Though this site may help with getting this type of mail in the first place. https://www.optoutprescreen.com/opt_form.cgi
Since I live in an apartment I can’t burn mine, however, I do have a nice crosscut shredder that I use on credit card applications. It makes really nice confetti.
Burn or shred
That photoshop job is worse than most.
Even worse are the checks they send out to people with credit cards which they can use to pay bills or even cash. They look like regular bank checks and given they way banks don’t check signatures, someone could get money from your card without having the card number, pin, etc. I get several sets of these (there are usually at least 4 checks in each mailing) each month.
#5 James,
Here in Georgia we can’t freeze our credit. State legislature had two bills this year allowing credit freezing , but both were hotly opposed by the credit bureaus (Equifax) and the Georgia Retailers Association.
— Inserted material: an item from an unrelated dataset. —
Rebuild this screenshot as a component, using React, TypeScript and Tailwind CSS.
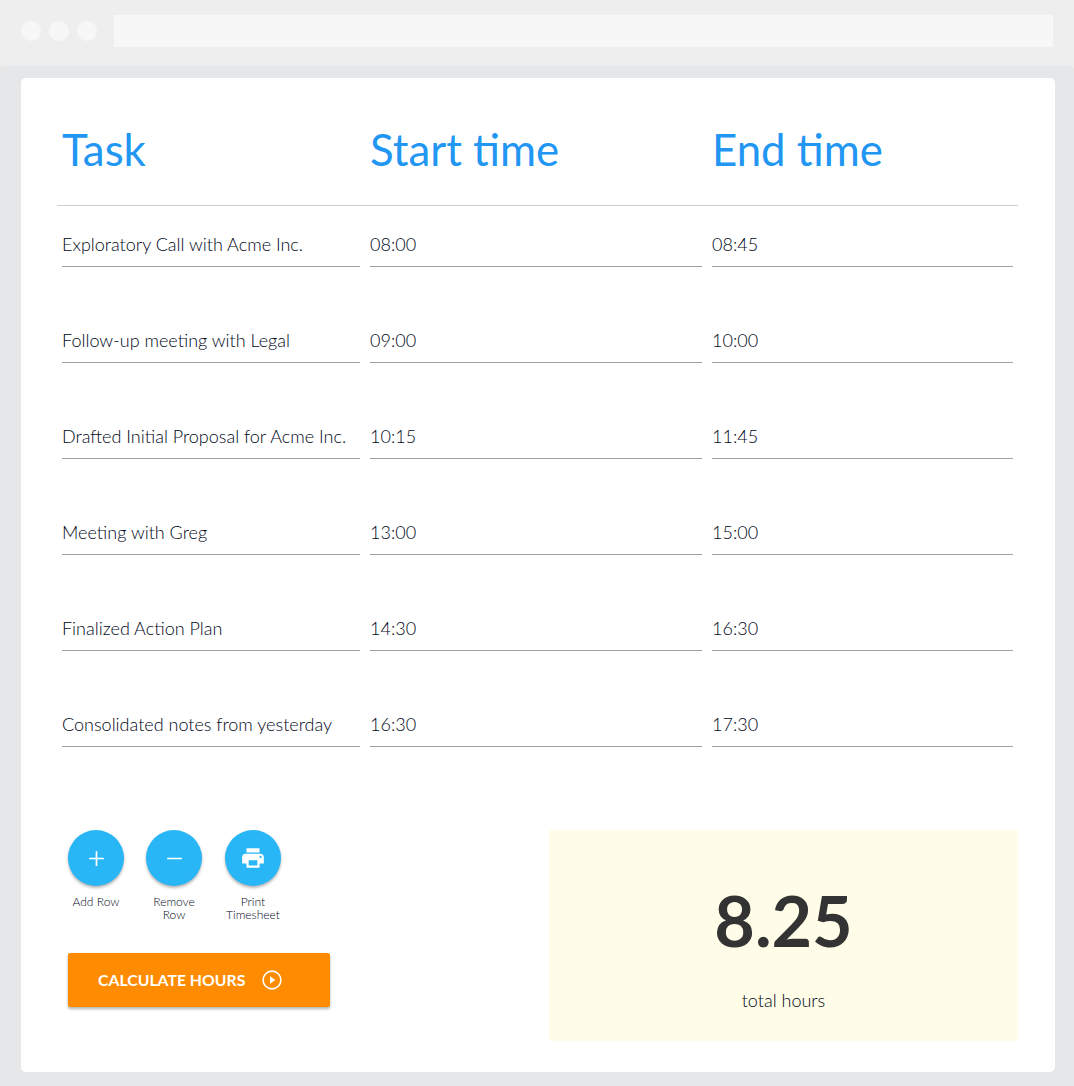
import { Plus, Minus } from "lucide-react";
import { MdPrint } from "react-icons/md";

const rows = [
  { task: "Exploratory Call with Acme Inc.", start: "08:00", end: "08:45" },
  { task: "Follow-up meeting with Legal", start: "09:00", end: "10:00" },
  { task: "Drafted Initial Proposal for Acme Inc.", start: "10:15", end: "11:45" },
  { task: "Meeting with Greg", start: "13:00", end: "15:00" },
  { task: "Finalized Action Plan", start: "14:30", end: "16:30" },
  { task: "Consolidated notes from yesterday", start: "16:30", end: "17:30" },
];

const Cell = ({ value }: { value: string }) => (
  <div className="h-[41px] border-b border-[#a3a3a3] pt-[5px] text-[18px] leading-[26px] font-light text-[#000820] whitespace-nowrap">
    {value}
  </div>
);

const RoundButton = ({
  label,
  className,
  children,
}: {
  label: React.ReactNode;
  className: string;
  children: React.ReactNode;
}) => (
  <div className={`flex flex-col items-center ${className}`}>
    <div className="flex h-14 w-14 items-center justify-center rounded-full bg-[#29b6f6] text-white shadow-[0_2px_3px_rgba(0,0,0,0.3)]">
      {children}
    </div>
    <div className="mt-[9px] text-center text-[12px] leading-[13px] font-light text-[#000820] whitespace-nowrap">
      {label}
    </div>
  </div>
);

export default function App() {
  return (
    <div className="h-[1086px] w-[1074px] overflow-hidden bg-[#eeeeee] font-['Lato','Open_Sans',sans-serif]">
      <div className="flex h-[66px] items-start pt-[15px] pl-[21px] pr-[21px]">
        <div className="mt-[6px] flex gap-2">
          <div className="h-5 w-5 rounded-full bg-[#f7f7f7]" />
          <div className="h-5 w-5 rounded-full bg-[#f7f7f7]" />
          <div className="h-5 w-5 rounded-full bg-[#f7f7f7]" />
        </div>
        <div className="ml-[17px] h-8 flex-1 bg-[#f7f7f7]" />
      </div>
      <div className="h-[1020px] rounded-t-[4px] bg-[#e6e7e8] px-[19px] pt-3 pl-[21px]">
        <div className="h-[994px] w-[1034px] rounded-[5px] bg-white pt-[44px]">
          <div className="ml-9 mr-[37px] flex h-[84px] border-b border-[#d0d0d0] pl-[5px] text-[43.8px] leading-[55px] font-normal text-[#2196f3]">
            <div className="w-[308px]">Task</div>
            <div className="w-[342px]">Start time</div>
            <div>End time</div>
          </div>
          <div className="ml-[41px] mt-[20px] flex w-[951px] flex-col gap-[55px]">
            {rows.map((row) => (
              <div key={row.task} className="grid grid-cols-[298px_332px_301px] gap-x-[10px]">
                <Cell value={row.task} />
                <Cell value={row.start} />
                <Cell value={row.end} />
              </div>
            ))}
          </div>
          <div className="mt-[83px] flex justify-between pl-[47px] pr-[37px]">
            <div>
              <div className="flex">
                <RoundButton label="Add Row" className="w-14">
                  <Plus size={23} strokeWidth={1.8} />
                </RoundButton>
                <RoundButton label={<>Remove<br />Row</>} className="ml-[22px] w-14">
                  <Minus size={23} strokeWidth={1.8} />
                </RoundButton>
                <RoundButton label={<>Print<br />Timesheet</>} className="ml-[23px] w-14">
                  <MdPrint size={26} />
                </RoundButton>
              </div>
              <div className="mt-[32px] flex h-[54px] w-[262px] items-center rounded-[2px] bg-[#ff8c00] pl-[30px] text-[15.8px] font-bold text-white shadow-[0_2px_3px_rgba(0,0,0,0.3)]">
                CALCULATE HOURS
                <svg className="ml-[17px]" width="20" height="20" viewBox="0 0 20 20" fill="none">
                  <circle cx="10" cy="10" r="8.9" stroke="white" strokeWidth="1.6" />
                  <path d="M8 6.2 L13.4 10 L8 13.8 Z" fill="white" />
                </svg>
              </div>
            </div>
            <div className="flex h-[211px] w-[469px] flex-col items-center bg-[#fffde7]">
              <div className="mt-[45px] text-[70px] leading-[90px] font-bold text-[#333333]">8.25</div>
              <div className="mt-[22px] text-[18px] leading-[26px] font-light text-[#000820]">total hours</div>
            </div>
          </div>
        </div>
      </div>
    </div>
  );
}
Credit bureaus don’t like freezing because they make money selling your credit report. The Retailers don’t like it, because consumers can’t sign up for in store “instant credit” accounts. Looks like neither bill here will pass. 🙁
Dave Drews – FYI – I used to receive credit checks as well. I called the credit card company and asked them to stop sending them. Haven’t received a check in over 5 years.
If you’re concerned about someone trying to tape together your shredded documents, put the shred into different trash bags. Or, you can go with an NSA approved shredder that shreds documents into pieces no larger than 1/8 inch by 1/32 inch.
why hasn’t anyone thought to like… sharpie over important sections then shred it. Can’t piece it together if you don’t know whats on it eh.
Honestly, pulling applications out of trash cans has to be the dumbest idea ever. There are much easier way to steal your identity, which is why most identity thieves don’t rummage through garbage.
–> There are much easier way to steal your identity, which is why most identity thieves don’t rummage through garbage.
I go with james, going through garbage is a very unlikely way to loose your credit info.
Finding a statement from someone’s health insurance is a much better way to go. It has everything an ID thief needs, address, SSN, and full name. That is what you should keep and safeguard.
A shredder is more than adequate unless you are a spy and the authorities are investigation you. The point is, you don’t have to completely annihilate the paper … just make it enough of a hassle so that the fraudster will move on to the neighbor’s trash instead of yours. Hey, a thief’s time is valuable, he’s got to remain productive.
It’s the old joke: you don’t have to outrun the grizzly bear, you just have to outrun your hiking partner.
But, a simple additional measure is to toss half the confetti into one trash can, and the other half into another trash can that’ll be emptied at another time.
Any thing with my name and address, I will tear these parts out of the letter first and eat them, then tear up the rest of the letter and bin it. The paper taste fine because most letters have toner printed on instead of ink. Ink would make my tounge black and tasted bad. Its doesn’t cost anything, just don’t let anyone see you do it or they will think you are mad.